James Gandolfini, an actor who was immense in both screen presence and talent, has died at the age of 51. Best known for playing the conflicted and fascinating gangster Tony Soprano on the landmark television series The Sopranos, Gandolfini died of what is believed to be a heart attack while visiting Italy.
A native of New Jersey, Gandolfini enjoyed a long and vital film career, proving to be one of the modern era's great character actors. He graduated from goons to killers, tough guys to made men, and as an Italian-American it was hard to avoid being cast in mafia-based projects, but as the years passed Gandolfini took what could have been stock characters and invested them with insight and emotional depth.
The son of a bricklayer turned high school custodian father and a high school lunch lady mother, James Joseph Gandolfini Jr. was born on September 18, 1961 in Westwood, New Jersey. He was raised as a Roman-Catholic, spoke Italian at home, and grew up to attend Rutgers University, where he earnt a Bachelor of Arts degree and worked as a bouncer at a campus bar, displaying a duality that would later come to the fore on stage and screen.
As a young man in New York City he attended acting classes with a friend and soon began attending castings. By the early 1990s, Gandolfini was a hard to miss figure in group compositions, with a breakout turn in Tony Scott's True Romance as a contract killer who took philosophical pride and malevolent pleasure in his trade. A long, harrowingly violent scene with Patricia Arquette, scripted by Quentin Tarantino, made audiences (and casting directors) remember his name.
Roles in Angie, Crimson Tide, Get Shorty (as an ageing stuntman too gentle to be an enforcer), and A Civil Action followed, but the narrow aesthetics of the film business meant it was hard for Gandolfini to play the leading man. Film's loss was television's gain when The Sopranos debuted in January 1999 on the American cable network HBO.
By the end of the show's first season it was acclaimed, beginning what is now widely seen as a golden age for television drama. The show won 21 Emmy Awards – three to Gandolfini personally – among numerous accolades; earlier this month the Writer's Guild of America declared The Sopranos the best-written show in television history.

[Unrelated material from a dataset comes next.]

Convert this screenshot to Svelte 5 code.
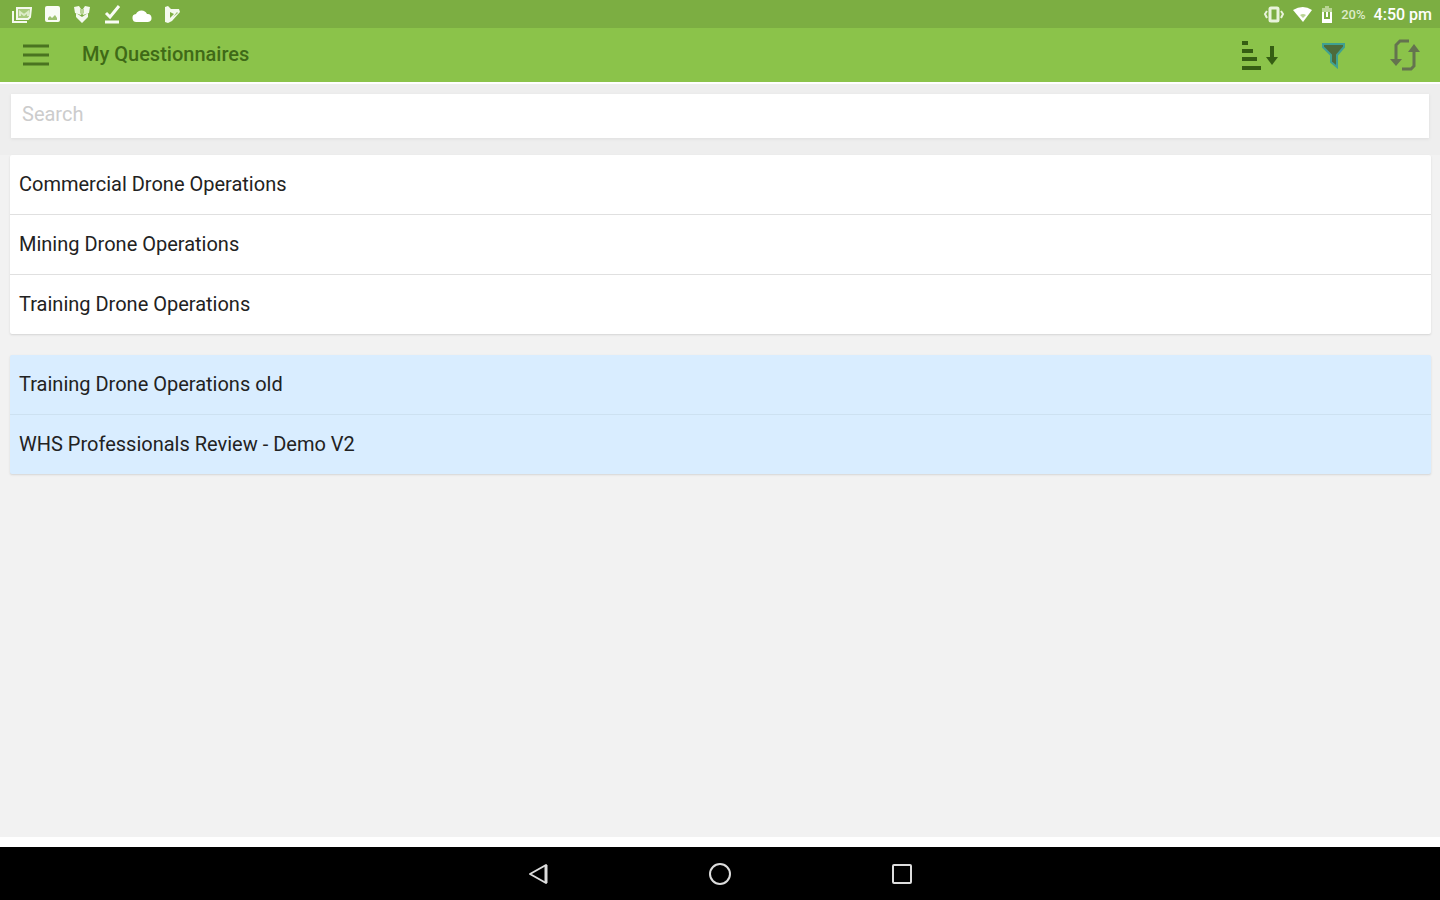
<script lang="ts">
	let search = $state('');

	const groups = [
		{
			name: 'current',
			items: ['Commercial Drone Operations', 'Mining Drone Operations', 'Training Drone Operations']
		},
		{
			name: 'archived',
			items: ['Training Drone Operations old', 'WHS Professionals Review - Demo V2']
		}
	];

	const matches = (item: string) => item.toLowerCase().includes(search.toLowerCase());
</script>

<div class="screen">
	<div class="statusBar">
		<div class="notifications">
			<svg width="20" height="20" viewBox="0 0 20 20" fill="none" stroke="#f4f9ee" stroke-width="2">
				<path d="M5 4h14l-1 9-2 2H5z" fill="#a9cb7e" />
				<path d="M1 7v11h14" />
				<path d="M8 12V8l4 3 4-3v4" stroke="#dcebc8" />
			</svg>
			<svg width="20" height="20" viewBox="0 0 20 20">
				<rect x="3" y="2" width="15" height="16" rx="2" fill="#f9fcf5" />
				<path d="M6 16v-2l2-2 2 2 3-3 2 3v2z" fill="#9cc16e" />
			</svg>
			<svg width="20" height="20" viewBox="0 0 20 20" fill="#f4f9ee">
				<path d="M2 3l5-1 2 3v6l-6-2zM18 3l-5-1-2 3v6l6-2z" />
				<path d="M4 9l6 4 6-4v4l-6 6-6-6z" />
				<path d="M8 5h4v4l-2 2-2-2z" fill="#b9d594" />
			</svg>
			<svg width="20" height="20" viewBox="0 0 20 20" fill="none" stroke="#f9fcf5" stroke-width="3">
				<path d="M4 9l4 4 9-11M3 18h14" />
			</svg>
			<svg width="20" height="20" viewBox="0 0 20 20" fill="#fff">
				<path d="M5 18a4 4 0 0 1-1-8 6 6 0 0 1 11 0 4 4 0 0 1 1 8z" />
			</svg>
			<svg width="20" height="20" viewBox="0 0 20 20">
				<path d="M3 3l3-1 3 3h8l1 3-8 9-4 2-3-1z" fill="#f4f9ee" />
				<path d="M8 8l4 2-4 4z" fill="#7cae42" />
				<path d="M11 13l4-5 1 1z" fill="#9cc16e" />
			</svg>
		</div>
		<div class="device">
			<svg width="22" height="20" viewBox="0 0 22 20" fill="none" stroke="#e9f3dc" stroke-width="3">
				<rect x="7" y="4" width="8" height="13" rx="1" />
				<path d="M4 7L2 10l2 4M18 7l2 3-2 4" stroke-width="2" />
			</svg>
			<svg width="20" height="20" viewBox="0 0 20 20" fill="#fff">
				<path d="M0 6q10-6 19 0l-9 12z" />
				<path d="M7 11q3-2 6 0l-3 3z" fill="#b9d594" />
			</svg>
			<svg width="12" height="20" viewBox="0 0 12 20">
				<path d="M4 2h4v2h3v5H1V4h3z" fill="#b9d594" />
				<path d="M1 8h10v11H1z" fill="#fff" />
				<path d="M4 8v6h4V8" fill="none" stroke="#7cae42" stroke-width="2" />
			</svg>
			<span class="percent">20%</span>
			<time>4:50 pm</time>
		</div>
	</div>

	<header class="toolbar">
		<button class="iconButton" aria-label="Menu">
			<svg width="28" height="24" viewBox="0 0 28 24" stroke="#4a7420" stroke-width="3">
				<path d="M1 3h26M1 12h26M1 21h26" />
			</svg>
		</button>
		<h1>My Questionnaires</h1>
		<div class="actions">
			<button class="iconButton" aria-label="Sort">
				<svg width="38" height="32" viewBox="0 0 38 32">
					<path d="M2 4h6M2 12h11M2 20h15M2 29h19" stroke="#355e13" stroke-width="4" />
					<path d="M32 7v14" stroke="#355e13" stroke-width="4" />
					<path d="M26 18h12l-6 8z" fill="#355e13" />
				</svg>
			</button>
			<button class="iconButton" aria-label="Filter">
				<svg width="26" height="28" viewBox="0 0 26 28">
					<path
						d="M2 3h21v3l-7 8v12l-6-5v-7L2 6z"
						fill="#4d6b3b"
						stroke="#3fa091"
						stroke-width="2"
					/>
					<path d="M5 5h15l-6 7v10l-3-2v-8z" fill="#4d6b3b" />
				</svg>
			</button>
			<button class="iconButton" aria-label="Refresh">
				<svg width="30" height="32" viewBox="0 0 30 32">
					<path
						d="M19 2h-9l-4 4v16M12 30h9l3-3V9"
						fill="none"
						stroke="#64734f"
						stroke-width="3"
					/>
					<path d="M0 20h12l-6 7zM18 13h12l-6-8z" fill="#64734f" />
				</svg>
			</button>
		</div>
	</header>

	<main>
		<div class="searchBar">
			<input type="text" placeholder="Search" aria-label="Search" bind:value={search} />
		</div>

		{#each groups as group}
			<ul class="list {group.name}">
				{#each group.items.filter(matches) as item}
					<li><a href="#questionnaire">{item}</a></li>
				{/each}
			</ul>
		{/each}
	</main>

	<nav aria-label="System">
		<button class="iconButton" aria-label="Back">
			<svg width="24" height="24" viewBox="0 0 24 24" fill="none" stroke="#ddd" stroke-width="2">
				<path d="M20 3v18L4 12z" stroke-linejoin="round" />
				<path d="M20 3v18" stroke-width="3" />
			</svg>
		</button>
		<button class="iconButton" aria-label="Home">
			<svg width="24" height="24" viewBox="0 0 24 24" fill="none" stroke="#ddd" stroke-width="2">
				<circle cx="12" cy="12" r="10" />
			</svg>
		</button>
		<button class="iconButton" aria-label="Recent apps">
			<svg width="24" height="24" viewBox="0 0 24 24" fill="none" stroke="#ddd" stroke-width="2">
				<rect x="3" y="3" width="18" height="18" rx="1" />
			</svg>
		</button>
	</nav>
</div>

<style>
	:global(body) {
		margin: 0;
		background: #fff;
	}

	.screen {
		display: flex;
		flex-direction: column;
		min-height: 100vh;
		font-family: Roboto, sans-serif;
		color: #222;
	}

	svg {
		display: block;
	}

	.statusBar {
		display: flex;
		align-items: center;
		justify-content: space-between;
		height: 28px;
		padding: 0 8px 0 12px;
		background: #7cae42;
		color: #fff;
	}

	.notifications {
		display: flex;
		gap: 10px;
	}

	.device {
		display: flex;
		align-items: center;
		gap: 8px;
		font-size: 16px;
		font-weight: 500;
	}

	.percent {
		font-size: 13px;
		color: #dcebc8;
	}

	.iconButton {
		padding: 0;
		border: 0;
		background: none;
		cursor: pointer;
	}

	.toolbar {
		display: flex;
		align-items: center;
		height: 54px;
		padding: 0 20px 0 22px;
		background: #8bc34a;
	}

	h1 {
		margin: 0 0 0 32px;
		padding-bottom: 2px;
		font-size: 20px;
		font-weight: 500;
		line-height: 28px;
		color: #3f6a17;
	}

	.actions {
		display: flex;
		align-items: center;
		gap: 43px;
		margin-left: auto;
	}

	main {
		flex: 1;
		margin: 2px 0 10px;
		background: #f2f2f2;
	}

	.searchBar {
		padding: 10px 11px 17px;
		background: #eee;
	}

	input {
		display: block;
		box-sizing: border-box;
		width: 100%;
		height: 44px;
		padding: 0 11px 4px;
		border: 0;
		background: #fff;
		box-shadow: 0 1px 3px #ddd;
		font: inherit;
		font-size: 20px;
	}

	input::placeholder {
		color: #ccc;
		opacity: 1;
	}

	.list {
		margin: 0 9px 21px 10px;
		padding: 0;
		list-style: none;
		background: #fff;
		border-radius: 2px;
		box-shadow: 0 1px 2px #d4d4d4;
	}

	li + li {
		border-top: 1px solid #e0e0e0;
	}

	.archived {
		background: #d9edff;
	}

	.archived li + li {
		border-color: #cde1f1;
	}

	a {
		display: block;
		padding: 15px 9px 16px;
		font-size: 20px;
		line-height: 28px;
		color: inherit;
		text-decoration: none;
	}

	nav {
		display: flex;
		align-items: center;
		justify-content: center;
		gap: 158px;
		height: 53px;
		background: #000;
	}
</style>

Gandolfini came to embody Tony Soprano, a man of so many contrasting elements that conflict, both within himself or with others. The show's creator, David Chase, made a show that spoke to common American values and ambitions, and then reflected them through the prism of a family man who heads a violent crime syndicate. The Sopranos could be riveting, funny or heartbreaking, and Gandolfini was at the centre of nearly everything that transpired, playing a mob boss secretly in therapy.
Gandolfini was on the cusp of 40 when the series began, and he had little time for the fame it brought him. By the time the show ended in June 2007 after 86 episodes, he had also turned in film performances that alternately played on his reputation (The Mexican) and disputed any residual mystique (The Last Castle). To his credit, he rarely looked to merely play variations on Tony Soprano.
Married twice, with a 13-year-old son from his first marriage and a six-month-old daughter from the second, Gandolfini came back to movies in 2009 and over the last four years supplied some indelible performances. He was caustically funny as an American general fighting in Washington's hallways in Armando Iannucci's transatlantic political black comedy In the Loop, while his voice work in Spike Jonze's Where the Wild Things Are revealed a beautiful tenderness.
Gandolfini's final performances were some of his very best: he was cynically suspicious and sharply amusing as CIA director Leon Panetta in Kathryn Bigelow's Zero Dark Thirty, revisited his own upbringing to play the traditional New Jersey father of an aspiring 1960s rock musician in David Chase's Not Fade Away, and he raged against the fraying of his character's own masculinity and certainty opposite Brad Pitt as a broken-down hitman in Andrew Dominik's Killing Them Softly.
Lost at far too young an age, Gandolfini leaves behind a completed but untitled film with independent writer/director Nicole Holofcener, and the first season of a forthcoming television drama, Criminal Justice. He saw himself as a working actor, from a humble background, and while his work on screen was powerful and evocative he never succumbed to the trappings of a deservedly great career.
“People don't know and they shouldn't know that you work incredibly hard as an actor,” Gandolfini told the Miami Herald earlier this year. “So in terms of a blue collar background, that matches up. But it is an odd way to make a living. Putting somebody else's pants on and pretending to be somebody else is occasionally, as you grow older, horrifying.”